Northern Ireland

Dissident threat and red tape 'hindering police'

Matt Baggott
Image caption PSNI Chief Constable Matt Baggott has made a commitment to improving how the police engage with communities

The increasing threat from dissident republicans and too much bureaucracy is preventing police from delivering a good enough service, some officers have said.

The finding is contained in a new Criminal Justice Inspection report into how the police engage with communities.

It found there was an inconsistent approach in the PSNI into how telephone calls were handled.

There were also problems with how victims of crime were kept informed.

CJI chief inspector Dr Michael Maguire has called for more consistency.

"We found that people would have had difficulty accessing the police.
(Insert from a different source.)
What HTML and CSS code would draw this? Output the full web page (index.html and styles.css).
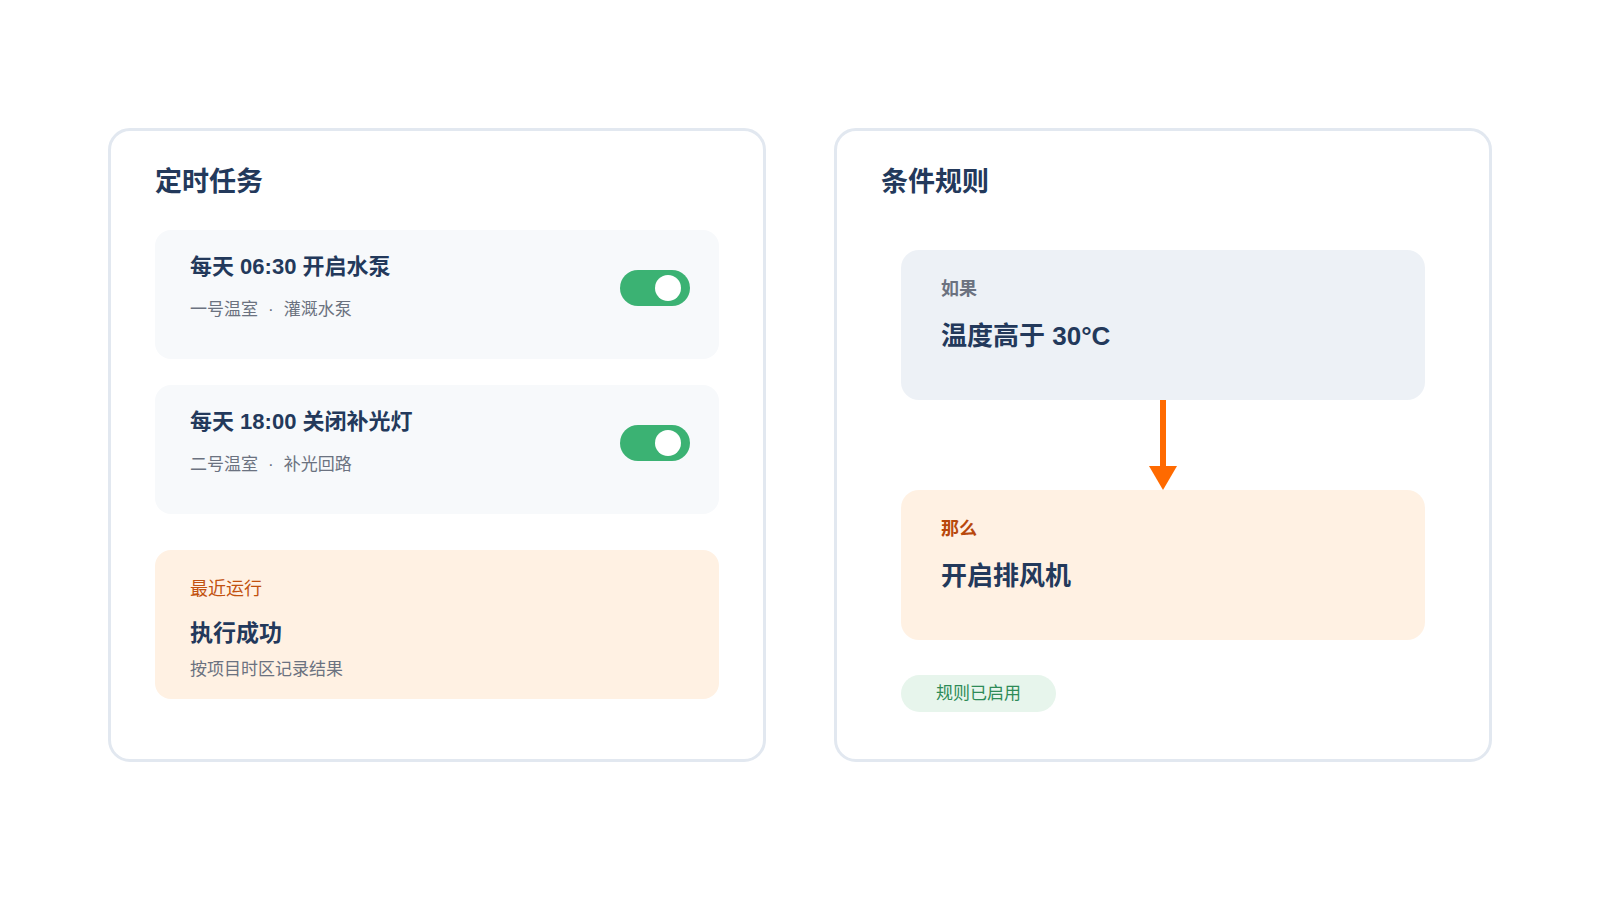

When they arranged to meet someone, the police officer would not be there or they would not be kept informed as to how their case was progressed," he said.

"The reverse of that was that we saw very good examples of where individuals got an excellent service from the police."

The inspection focused on how service users were dealt with by the PSNI, how their needs were met and "how this could impact on the outcomes for the individual and the organisation".

Lack of clarity

It found that overall customer service was taken seriously by PSNI senior management.

The CJI said it commended Chief Constable Matt Baggott's commitment to improving how the police engage with communities and welcomed the ongoing work "to translate this vision of personal, professional and protective policing into day-to-day service delivery".

However, inspectors found evidence that in the absence of "widely understood guidance and direction" some police districts had developed their own strategies and approaches.

Dr Maguire said "this initial lack of clarity" meant the chief constable's commitment was being interpreted in different ways across some districts.

He said this "could lead to a lack of consistency for those receiving a service from the PSNI".

"Communication of how the PSNI intends to deliver against this commitment needs to be unambiguous so that staff have a clear message," Dr Maguire said.

He added that this work should be underpinned by better co-ordination of other improvement projects across the organisation.

The inspection report also highlighted the need for the PSNI to make customer service central to the work of all staff by ensuring "it became embedded in its performance management and development system".

Policing Board

Dr Maguire said: "We support the work the PSNI has undertaken to date to implement a new performance appraisal system which will link the development plans of all police officers and staff to targets related to the delivery of personal, protective and professional policing and their performance in relation to their individual roles.

"This new system was due for implementation in April this year and is critical to supporting an ethos within the organisation where the customer is the main focus for staff, particularly those in customer facing roles."

Responding to the report, a spokesperson for the Policing Board said service delivery was a core issue in this year's policing plan and the development of the Policing with the Community 2020 Strategy.

"This report highlights some of the very positive work that has been taken forward across the service and also some areas where further work is required," the spokesperson said.

"The new board will wish to have early discussions with both the chief inspector of criminal justice and the chief constable on the report's findings and recommendations."